_TASK STATEMENT_
Look through the lines below and extract any with the word "this".

::::::::::

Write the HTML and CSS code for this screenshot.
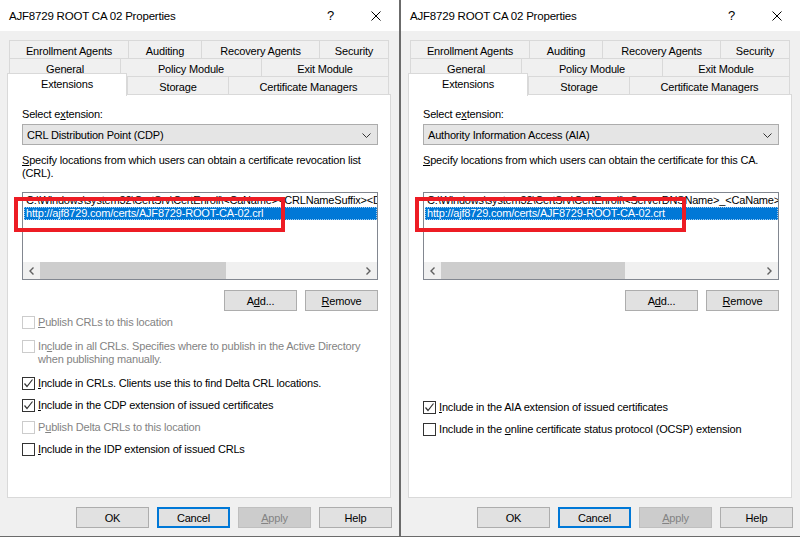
FILE: index.html
```html
<!DOCTYPE html>
<html lang="en">
<head>
    <meta charset="UTF-8">
    <title>AJF8729 ROOT CA 02 Properties</title>
    <link rel="stylesheet" href="styles.css">
</head>
<body>
    <div class="desktop">
        <!-- CDP dialog -->
        <div class="dialog">
            <div class="titlebar">
                <span class="title">AJF8729 ROOT CA 02 Properties</span>
                <span class="tb-btn">?</span>
                <span class="tb-btn">
                    <svg width="10" height="10" viewBox="0 0 10 10"><path d="M0.5 0.5 L9.5 9.5 M9.5 0.5 L0.5 9.5" stroke="#000" stroke-width="1"/></svg>
                </span>
            </div>
            <div class="tabs">
                <div class="tab-row r1">
                    <div class="tab">Enrollment Agents</div>
                    <div class="tab">Auditing</div>
                    <div class="tab">Recovery Agents</div>
                    <div class="tab">Security</div>
                </div>
                <div class="tab-row r2">
                    <div class="tab">General</div>
                    <div class="tab">Policy Module</div>
                    <div class="tab">Exit Module</div>
                </div>
                <div class="tab-row r3">
                    <div class="tab active">Extensions</div>
                    <div class="tab">Storage</div>
                    <div class="tab">Certificate Managers</div>
                </div>
            </div>
            <div class="panel">
                <div class="label">Select e<u>x</u>tension:</div>
                <div class="select">
                    <span>CRL Distribution Point (CDP)</span>
                    <svg width="9" height="5" viewBox="0 0 9 5"><path d="M0.5 0.5 L4.5 4.5 L8.5 0.5" fill="none" stroke="#333" stroke-width="1"/></svg>
                </div>
                <div class="desc"><u>S</u>pecify locations from which users can obtain a certificate revocation list (CRL).</div>
                <div class="listbox">
                    <div class="items">
                        <div class="item">C:\Windows\system32\CertSrv\CertEnroll\&lt;CaName&gt;&lt;CRLNameSuffix&gt;&lt;DeltaCRLAllowed&gt;.crl</div>
                        <div class="item selected">http://ajf8729.com/certs/AJF8729-ROOT-CA-02.crl</div>
                    </div>
                    <div class="scrollbar">
                        <span class="sb-arrow"><svg width="5" height="8" viewBox="0 0 5 8"><path d="M4.5 0.5 L1 4 L4.5 7.5" fill="none" stroke="#606060" stroke-width="1.4"/></svg></span>
                        <div class="sb-track"><div class="sb-thumb"></div></div>
                        <span class="sb-arrow"><svg width="5" height="8" viewBox="0 0 5 8"><path d="M0.5 0.5 L4 4 L0.5 7.5" fill="none" stroke="#606060" stroke-width="1.4"/></svg></span>
                    </div>
                    <div class="highlight"></div>
                </div>
                <div class="list-buttons">
                    <button class="btn">A<u>d</u>d...</button>
                    <button class="btn"><u>R</u>emove</button>
                </div>
                <div class="checks">
                    <div class="check disabled"><span class="box"></span><span><u>P</u>ublish CRLs to this location</span></div>
                    <div class="check disabled wide"><span class="box"></span><span>In<u>c</u>lude in all CRLs. Specifies where to publish in the Active Directory when publishing manually.</span></div>
                    <div class="check wider"><span class="box checked"><svg width="11" height="11" viewBox="0 0 11 11"><path d="M1.5 5.5 L4 8.5 L9.5 1.5" fill="none" stroke="#333" stroke-width="1.2"/></svg></span><span><u>I</u>nclude in CRLs. Clients use this to find Delta CRL locations.</span></div>
                    <div class="check"><span class="box checked"><svg width="11" height="11" viewBox="0 0 11 11"><path d="M1.5 5.5 L4 8.5 L9.5 1.5" fill="none" stroke="#333" stroke-width="1.2"/></svg></span><span><u>I</u>nclude in the CDP extension of issued certificates</span></div>
                    <div class="check disabled"><span class="box"></span><span>P<u>u</u>blish Delta CRLs to this location</span></div>
                    <div class="check"><span class="box"></span><span><u>I</u>nclude in the IDP extension of issued CRLs</span></div>
                </div>
            </div>
            <div class="footer">
                <button class="btn">OK</button>
                <button class="btn focused">Cancel</button>
                <button class="btn" disabled><u>A</u>pply</button>
                <button class="btn">Help</button>
            </div>
        </div>

        <!-- AIA dialog -->
        <div class="dialog">
            <div class="titlebar">
                <span class="title">AJF8729 ROOT CA 02 Properties</span>
                <span class="tb-btn">?</span>
                <span class="tb-btn">
                    <svg width="10" height="10" viewBox="0 0 10 10"><path d="M0.5 0.5 L9.5 9.5 M9.5 0.5 L0.5 9.5" stroke="#000" stroke-width="1"/></svg>
                </span>
            </div>
            <div class="tabs">
                <div class="tab-row r1">
                    <div class="tab">Enrollment Agents</div>
                    <div class="tab">Auditing</div>
                    <div class="tab">Recovery Agents</div>
                    <div class="tab">Security</div>
                </div>
                <div class="tab-row r2">
                    <div class="tab">General</div>
                    <div class="tab">Policy Module</div>
                    <div class="tab">Exit Module</div>
                </div>
                <div class="tab-row r3">
                    <div class="tab active">Extensions</div>
                    <div class="tab">Storage</div>
                    <div class="tab">Certificate Managers</div>
                </div>
            </div>
            <div class="panel">
                <div class="label">Select e<u>x</u>tension:</div>
                <div class="select">
                    <span>Authority Information Access (AIA)</span>
                    <svg width="9" height="5" viewBox="0 0 9 5"><path d="M0.5 0.5 L4.5 4.5 L8.5 0.5" fill="none" stroke="#333" stroke-width="1"/></svg>
                </div>
                <div class="desc"><u>S</u>pecify locations from which users can obtain the certificate for this CA.</div>
                <div class="listbox">
                    <div class="items">
                        <div class="item">C:\Windows\system32\CertSrv\CertEnroll\&lt;ServerDNSName&gt;_&lt;CaName&gt;&lt;CertificateName&gt;.crt</div>
                        <div class="item selected">http://ajf8729.com/certs/AJF8729-ROOT-CA-02.crt</div>
                    </div>
                    <div class="scrollbar">
                        <span class="sb-arrow"><svg width="5" height="8" viewBox="0 0 5 8"><path d="M4.5 0.5 L1 4 L4.5 7.5" fill="none" stroke="#606060" stroke-width="1.4"/></svg></span>
                        <div class="sb-track"><div class="sb-thumb aia"></div></div>
                        <span class="sb-arrow"><svg width="5" height="8" viewBox="0 0 5 8"><path d="M0.5 0.5 L4 4 L0.5 7.5" fill="none" stroke="#606060" stroke-width="1.4"/></svg></span>
                    </div>
                    <div class="highlight"></div>
                </div>
                <div class="list-buttons">
                    <button class="btn">A<u>d</u>d...</button>
                    <button class="btn"><u>R</u>emove</button>
                </div>
                <div class="checks aia">
                    <div class="check"><span class="box checked"><svg width="11" height="11" viewBox="0 0 11 11"><path d="M1.5 5.5 L4 8.5 L9.5 1.5" fill="none" stroke="#333" stroke-width="1.2"/></svg></span><span><u>I</u>nclude in the AIA extension of issued certificates</span></div>
                    <div class="check"><span class="box"></span><span>Include in the <u>o</u>nline certificate status protocol (OCSP) extension</span></div>
                </div>
            </div>
            <div class="footer">
                <button class="btn">OK</button>
                <button class="btn focused">Cancel</button>
                <button class="btn" disabled><u>A</u>pply</button>
                <button class="btn">Help</button>
            </div>
        </div>
    </div>
</body>
</html>
```

FILE: styles.css
```css
* {
    box-sizing: border-box;
}

body {
    margin: 0;
    background-color: #6b6b6b;
    font-family: 'Liberation Sans', Arial, sans-serif;
    font-size: 11px;
    letter-spacing: -0.18px;
    color: #000000;
}

.desktop {
    display: flex;
    gap: 2px;
    height: 536px;
}

.dialog {
    width: 399px;
    height: 536px;
    background-color: #F0F0F0;
    display: flex;
    flex-direction: column;
}

/* title bar */
.titlebar {
    height: 31px;
    flex: none;
    background-color: #FFFFFF;
    display: flex;
    align-items: center;
    padding-left: 9px;
    padding-right: 1px;
    font-size: 11.5px;
    letter-spacing: -0.2px;
}

.title {
    flex: 1;
    padding-top: 1px;
}

.tb-btn {
    width: 45px;
    height: 31px;
    display: flex;
    justify-content: center;
    align-items: center;
    font-size: 13px;
}

/* tabs */
.tabs {
    margin: 9px 0 0 9px;
    width: 380px;
}

.tab-row {
    display: grid;
    height: 18px;
}

.tab-row.r1 { grid-template-columns: 119px 73px 118px 70px; }
.tab-row.r2 { grid-template-columns: 111px 141px 128px; }
.tab-row.r3 { grid-template-columns: 118px 101px 161px; }

.tab {
    border-top: 1px solid #D9D9D9;
    border-left: 1px solid #D9D9D9;
    background-color: #F0F0F0;
    text-align: center;
    padding-top: 2px;
    line-height: 16px;
    white-space: nowrap;
}

.tab:last-child {
    border-right: 1px solid #D9D9D9;
}

.tab.active {
    position: relative;
    z-index: 1;
    margin: -3px 0 -1px -2px;
    background-color: #FFFFFF;
    border-right: 1px solid #D9D9D9;
    padding-top: 2px;
}

/* tab page */
.panel {
    margin-left: 7px;
    width: 384px;
    height: 404px;
    flex: none;
    background-color: #FFFFFF;
    border: 1px solid #D9D9D9;
    padding: 13px 12px 0 14px;
    line-height: 13px;
}

.select {
    margin-top: 3px;
    height: 21px;
    background-color: #E5E5E5;
    border: 1px solid #ACACAC;
    display: flex;
    align-items: center;
    justify-content: space-between;
    padding: 1px 6px 0 4px;
}

.desc {
    margin-top: 9px;
    height: 26px;
}

.listbox {
    position: relative;
    margin-top: 12px;
    height: 88px;
    border: 1px solid #828790;
    display: flex;
    flex-direction: column;
}

.items {
    flex: 1;
    padding: 1px 0 0 1px;
    overflow: hidden;
}

.item {
    height: 13px;
    padding-left: 2px;
    white-space: nowrap;
    overflow: hidden;
}

.item.selected {
    background-color: #0078D7;
    color: #FFFFFF;
    outline: 1px dotted #9FCBF0;
    outline-offset: -1px;
}

.scrollbar {
    height: 17px;
    display: flex;
    background-color: #F0F0F0;
}

.sb-arrow {
    width: 17px;
    display: flex;
    justify-content: center;
    align-items: center;
}

.sb-track {
    flex: 1;
}

.sb-thumb {
    width: 186px;
    height: 100%;
    background-color: #CDCDCD;
}

.sb-thumb.aia {
    width: 184px;
}

/* red annotation box drawn over the list */
.highlight {
    position: absolute;
    left: -9px;
    top: 4px;
    width: 271px;
    height: 35px;
    border: 4px solid #ED1C24;
}

.list-buttons {
    margin-top: 10px;
    display: flex;
    justify-content: flex-end;
    gap: 8px;
}

.btn {
    width: 73px;
    height: 21px;
    padding: 0;
    background-color: #E1E1E1;
    border: 1px solid #ADADAD;
    font-family: inherit;
    font-size: 11px;
    letter-spacing: inherit;
    color: #000000;
}

.btn.focused {
    border: 2px solid #0078D7;
}

.btn:disabled {
    background-color: #CCCCCC;
    border-color: #BFBFBF;
    color: #838383;
}

/* check boxes */
.checks {
    margin-top: 5px;
}

.checks.aia {
    margin-top: 90px;
}

.check {
    display: flex;
    align-items: flex-start;
    gap: 3px;
    margin-top: 9px;
}

.check:first-child {
    margin-top: 0;
}

.check.wide {
    margin-top: 11px;
}

.check.wider {
    margin-top: 11px;
}

.box {
    flex: none;
    width: 13px;
    height: 13px;
    border: 1px solid #333333;
    background-color: #FFFFFF;
    display: flex;
    justify-content: center;
    align-items: center;
}

.check.disabled {
    color: #838383;
}

.check.disabled .box {
    border-color: #CCCCCC;
}

/* dialog buttons */
.footer {
    margin-top: 9px;
    display: flex;
    justify-content: flex-end;
    gap: 8px;
    padding-right: 7px;
}
```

::::::::::

_EXERCISE RESULT_
Write the HTML and CSS code for this screenshot.
                    <div class="check disabled"><span class="box"></span><span><u>P</u>ublish CRLs to this location</span></div>
                    <div class="check wider"><span class="box checked"><svg width="11" height="11" viewBox="0 0 11 11"><path d="M1.5 5.5 L4 8.5 L9.5 1.5" fill="none" stroke="#333" stroke-width="1.2"/></svg></span><span><u>I</u>nclude in CRLs. Clients use this to find Delta CRL locations.</span></div>
                    <div class="check disabled"><span class="box"></span><span>P<u>u</u>blish Delta CRLs to this location</span></div>
                <div class="desc"><u>S</u>pecify locations from which users can obtain the certificate for this CA.</div>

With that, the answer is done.